- PROMPT:
Extract each line bearing the word "styled".

- AVAILABLE DATA:

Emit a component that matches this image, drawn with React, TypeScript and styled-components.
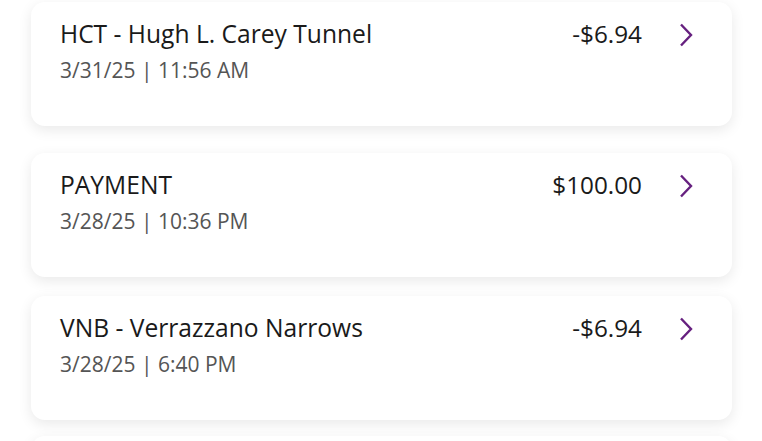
import React from 'react';
import styled, { createGlobalStyle } from 'styled-components';

const GlobalStyle = createGlobalStyle`
  html, body {
    margin: 0;
    padding: 0;
    background: #ffffff;
    font-family: "Open Sans", "Noto Sans", sans-serif;
  }
`;

const List = styled.div`
  display: flex;
  flex-direction: column;
  padding: 2px 30px 0 31px;
`;

const Card = styled.div<{ $gapAfter: number }>`
  display: flex;
  align-items: flex-start;
  height: 124px;
  box-sizing: border-box;
  padding: 17px 38px 0 29px;
  margin-bottom: ${(p) => p.$gapAfter}px;
  background: #ffffff;
  border-radius: 14px;
  box-shadow: 0 4px 14px rgba(0, 0, 0, 0.09);
`;

const Info = styled.div`
  flex: 1;
  display: flex;
  flex-direction: column;
  gap: 8px;
`;

const Title = styled.div`
  font-size: 24.6px;
  line-height: 30px;
  color: #1a1a1a;
`;

const Stamp = styled.div`
  font-size: 21px;
  line-height: 26px;
  color: #555555;
`;

const Amount = styled.div`
  font-size: 24.3px;
  line-height: 30px;
  color: #1a1a1a;
  margin-right: 36px;
`;

const Chevron = styled.svg`
  width: 16px;
  height: 24px;
  margin-top: 4px;
  flex-shrink: 0;
`;

type Txn = { title: string; stamp: string; amount: string; gap: number };

const txns: Txn[] = [
  { title: 'HCT - Hugh L. Carey Tunnel', stamp: '3/31/25 | 11:56 AM', amount: '-$6.94', gap: 27 },
  { title: 'PAYMENT', stamp: '3/28/25 | 10:36 PM', amount: '$100.00', gap: 19 },
  { title: 'VNB - Verrazzano Narrows', stamp: '3/28/25 | 6:40 PM', amount: '-$6.94', gap: 16 },
];

export default function App() {
  return (
    <>
      <GlobalStyle />
      <List>
        {txns.map((t) => (
          <Card key={t.title} $gapAfter={t.gap}>
            <Info>
              <Title>{t.title}</Title>
              <Stamp>{t.stamp}</Stamp>
            </Info>
            <Amount>{t.amount}</Amount>
            <Chevron viewBox="0 0 16 24">
              <path d="M3 1.5 L13 12 L3 22.5" fill="none" stroke="#66207f" strokeWidth="2.4" />
            </Chevron>
          </Card>
        ))}
        <Card $gapAfter={0} />
      </List>
    </>
  );
}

- REPLY:
Emit a component that matches this image, drawn with React, TypeScript and styled-components.
import styled, { createGlobalStyle } from 'styled-components';
const List = styled.div`
const Card = styled.div<{ $gapAfter: number }>`
const Info = styled.div`
const Title = styled.div`
const Stamp = styled.div`
const Amount = styled.div`
const Chevron = styled.svg`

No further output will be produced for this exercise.